Detailed Data Flow Sequence:

This sequence diagram details the step-by-step process for ingesting and querying data.

sequenceDiagram
    actor User
    participant Scheduler
    participant Pipe as HTML/YT/PDF Pipe
    participant Memory as Shared Memory
    participant Processor
    participant EmbedAPI as Embedding API
    participant DB as PGVector DB
    participant QueryAPI
    participant Client

    Note over User, Client: INGESTION PROCESS
    User->>Scheduler: Trigger pipe with source (e.g., URL)
    Scheduler->>Pipe: Process source
    Pipe->>Memory: Extract & save content as text file
    Scheduler->>Processor: New file ready
    Processor->>Memory: Read text file
    Processor->>Processor: Chunk text
    loop Embed Batches
        Processor->>EmbedAPI: Send text batch
        EmbedAPI-->>Processor: Return vector embeddings
    end
    Processor->>DB: Store chunks & vectors

    Note over User, Client: QUERY PROCESS
    Client->>QueryAPI: Send search query
    QueryAPI->>EmbedAPI: Embed query
    EmbedAPI-->>QueryAPI: Return query vector
    QueryAPI->>DB: Perform similarity search (L2/Cosine)
    DB-->>QueryAPI: Return top K results
    QueryAPI-->>Client: Return relevant text passages
Loading

Key Components & Technologies

  • Language: Rust (for performance and memory safety)
  • Data Sources: HTML (via html2md), YouTube Transcripts, PDFs (text extraction), raw text blobs (POST /process/text)
  • Concurrency: Multi-threading, System Channels, and Shared Memory for inter-process communication.
  • Database: PostgreSQL with PGVector extension for efficient vector similarity search.
  • Embeddings: External API calls to state-of-the-art open source embedding models.
  • API: RESTful API (built with Axum/Actix-web) to handle search queries.

Retrieval response shape

Retrieval endpoints (POST /search, POST /embeddings/similarity, GET /files/{file_id}/chunks) all return matches grouped by their owning document, sharing a single DocumentWithChunksDto envelope:

{
  "documents": [
    {
      "id": "",
      "file_name": "",
      "file_path": "",
      "file_type": "",
      "processing_status": "",
      "chunks": [
        { "chunk_id": "", "chunk_text": "", "chunk_index": 0,
          "page_number": 1, "section_path": null,
          "similarity_score": 0.87 }
      ],
      "assets": [
        { "id": "", "asset_type": "image", "content_type": "image/png",
          "page_number": 1, "label": "page1-image1.png", "byte_size": 20480,
          "download_url": "/files/<file_id>/assets/<asset_id>/content" }
      ]
    }
  ]
}

similarity_score is present on search endpoints and omitted on chunk-listing endpoints.
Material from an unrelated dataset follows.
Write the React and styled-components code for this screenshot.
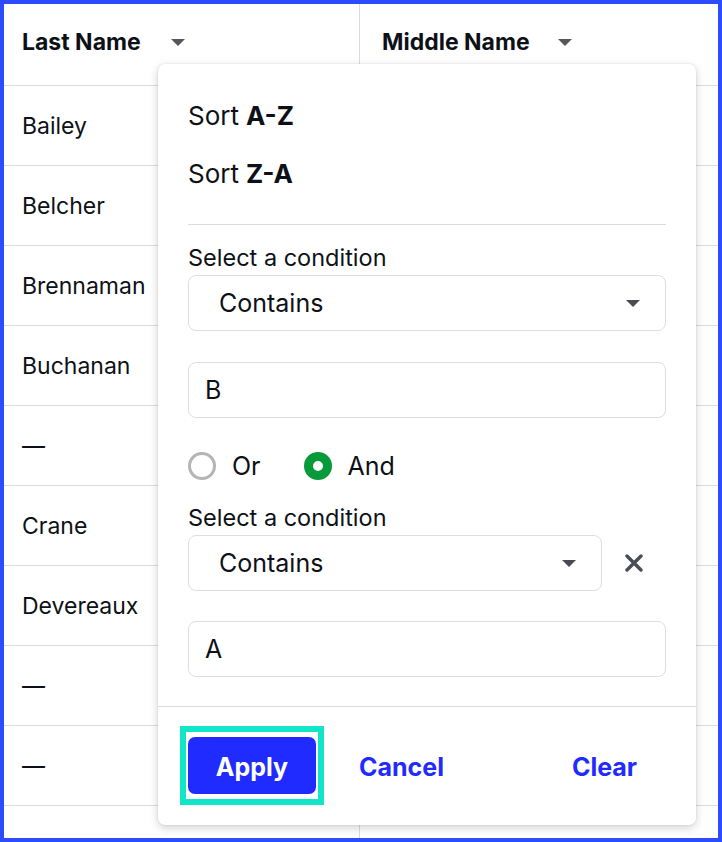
import React from "react";
import styled, { createGlobalStyle } from "styled-components";

const GlobalStyle = createGlobalStyle`
    html, body, #root {
        margin: 0;
        height: 100%;
        overflow: hidden;
        background: #fff;
    }

    * {
        box-sizing: border-box;
    }

    body {
        font-family: Inter, "Noto Sans", "Liberation Sans", sans-serif;
        color: #0d1117;
    }
`;

const Frame = styled.div`
    position: relative;
    height: 100%;

    &::after {
        content: "";
        position: absolute;
        inset: 0;
        border: 4px solid #2d4bff;
        pointer-events: none;
        z-index: 5;
    }
`;

const Table = styled.div`
    display: grid;
    grid-template-columns: 360px 1fr;
`;

const HeadCell = styled.div`
    height: 86px;
    display: flex;
    align-items: center;
    padding-left: 22px;
    font-size: 23px;
    font-weight: 700;
    border-bottom: 1px solid #dcdcdc;
    border-right: ${(p) => (p.$last ? "none" : "1px solid #dcdcdc")};
    padding-bottom: 2px;
`;

const Cell = styled.div`
    height: 80px;
    display: flex;
    align-items: center;
    padding-left: 22px;
    font-size: 23px;
    border-bottom: 1px solid #dcdcdc;
    border-right: ${(p) => (p.$last ? "none" : "1px solid #dcdcdc")};
`;

const Caret = ({ size = 14, color = "#55565c" }) => (
    <svg width={size} height={size / 2} viewBox="0 0 14 7">
        <path d="M0 0h14L7 7z" fill={color} />
    </svg>
);

const HeadCaret = styled.span`
    display: inline-flex;
    margin-left: ${(p) => p.$gap}px;
    margin-top: 1px;
`;

const Popup = styled.div`
    position: absolute;
    left: 158px;
    top: 64px;
    width: 538px;
    background: #fff;
    border-radius: 7px;
    box-shadow: 0 3px 10px rgba(0, 0, 0, 0.18), 0 0 2px rgba(0, 0, 0, 0.12);
    z-index: 3;
`;

const Body = styled.div`
    padding: 22px 30px 29px;
    display: flex;
    flex-direction: column;
`;

const SortItem = styled.div`
    height: 58px;
    display: flex;
    align-items: center;
    font-size: 26px;
    gap: 7px;

    b {
        font-weight: 700;
    }
`;

const Rule = styled.div`
    height: 1px;
    background: #dcdcdc;
    margin-top: 22px;
`;

const Label = styled.div`
    height: 28px;
    display: flex;
    align-items: center;
    font-size: 23.5px;
    margin-top: ${(p) => p.$top}px;
`;

const SelectRow = styled.div`
    display: flex;
    align-items: center;
    margin-top: 4px;
`;

const Select = styled.div`
    flex: 1;
    height: 56px;
    border: 1px solid #dedede;
    border-radius: 8px;
    display: flex;
    align-items: center;
    justify-content: space-between;
    padding: 0 25px 0 30px;
    font-size: 25px;
`;

const ClearX = styled.button`
    width: 64px;
    height: 56px;
    border: none;
    background: none;
    padding: 0;
    display: flex;
    align-items: center;
    justify-content: center;
`;

const Input = styled.div`
    height: 56px;
    border: 1px solid #dedede;
    border-radius: 8px;
    display: flex;
    align-items: center;
    padding-left: 16px;
    font-size: 25px;
    margin-top: ${(p) => p.$top}px;
`;

const RadioRow = styled.div`
    height: 28px;
    display: flex;
    align-items: center;
    margin-top: 34px;
    gap: 16px;
    font-size: 25px;
`;

const Radio = styled.span`
    width: 28px;
    height: 28px;
    border-radius: 50%;
    border: ${(p) => (p.$on ? "9px solid #069a3a" : "3px solid #b5b5b5")};
    background: #fff;
    margin-left: ${(p) => p.$gap || 0}px;
`;

const Footer = styled.div`
    border-top: 1px solid #dcdcdc;
    padding: 19px 30px 20px 22px;
    display: flex;
    align-items: center;
`;

const FocusRing = styled.div`
    border: 6px solid #12e6c9;
    padding: 5px 2px;
`;

const ApplyButton = styled.button`
    width: 128px;
    height: 57px;
    border: none;
    border-radius: 7px;
    background: #1f2bff;
    color: #fff;
    font-family: inherit;
    font-size: 25px;
    font-weight: 700;
    padding: 2px 0 0;
`;

const TextButton = styled.button`
    border: none;
    background: none;
    font-family: inherit;
    font-size: 25px;
    font-weight: 700;
    color: #1f2bff;
    padding: 2px 29px 0;
    margin-left: ${(p) => (p.$push ? "auto" : "6px")};
`;

const rows = ["Bailey", "Belcher", "Brennaman", "Buchanan", "—", "Crane", "Devereaux", "—", "—", ""];

export default function App() {
    return (
        <>
            <GlobalStyle />
            <Frame>
                <Table>
                    <HeadCell>
                        Last Name
                        <HeadCaret $gap={30}>
                            <Caret />
                        </HeadCaret>
                    </HeadCell>
                    <HeadCell $last>
                        Middle Name
                        <HeadCaret $gap={28}>
                            <Caret />
                        </HeadCaret>
                    </HeadCell>
                    {rows.map((r, i) => (
                        <React.Fragment key={i}>
                            <Cell>{r}</Cell>
                            <Cell $last />
                        </React.Fragment>
                    ))}
                </Table>

                <Popup>
                    <Body>
                        <SortItem>
                            Sort <b>A-Z</b>
                        </SortItem>
                        <SortItem>
                            Sort <b>Z-A</b>
                        </SortItem>
                        <Rule />
                        <Label $top={18}>Select a condition</Label>
                        <SelectRow>
                            <Select>
                                Contains
                                <Caret color="#4a4b52" />
                            </Select>
                        </SelectRow>
                        <Input $top={31}>B</Input>
                        <RadioRow>
                            <Radio />
                            <span>Or</span>
                            <Radio $on $gap={27} />
                            <span>And</span>
                        </RadioRow>
                        <Label $top={23}>Select a condition</Label>
                        <SelectRow>
                            <Select>
                                Contains
                                <Caret color="#4a4b52" />
                            </Select>
                            <ClearX aria-label="remove">
                                <svg width="18" height="18" viewBox="0 0 18 18">
                                    <path
                                        d="M2 2L16 16M16 2L2 16"
                                        stroke="#4a4d55"
                                        strokeWidth="3.4"
                                        strokeLinecap="round"
                                    />
                                </svg>
                            </ClearX>
                        </SelectRow>
                        <Input $top={30}>A</Input>
                    </Body>
                    <Footer>
                        <FocusRing>
                            <ApplyButton>Apply</ApplyButton>
                        </FocusRing>
                        <TextButton>Cancel</TextButton>
                        <TextButton $push>Clear</TextButton>
                    </Footer>
                </Popup>
            </Frame>
        </>
    );
}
Single-file results stay a single object (not a one-element list). assets carries any binary assets extracted from the document (see Multi-format ingest); it is [] when there are none.

Multi-format ingest

Uploaded documents are dispatched to a format-specific extractor by content type. Each extractor produces the document's text (chunked + embedded for search) and, where applicable, assets — binary parts such as embedded images that are stored alongside the file and surfaced in retrieval responses.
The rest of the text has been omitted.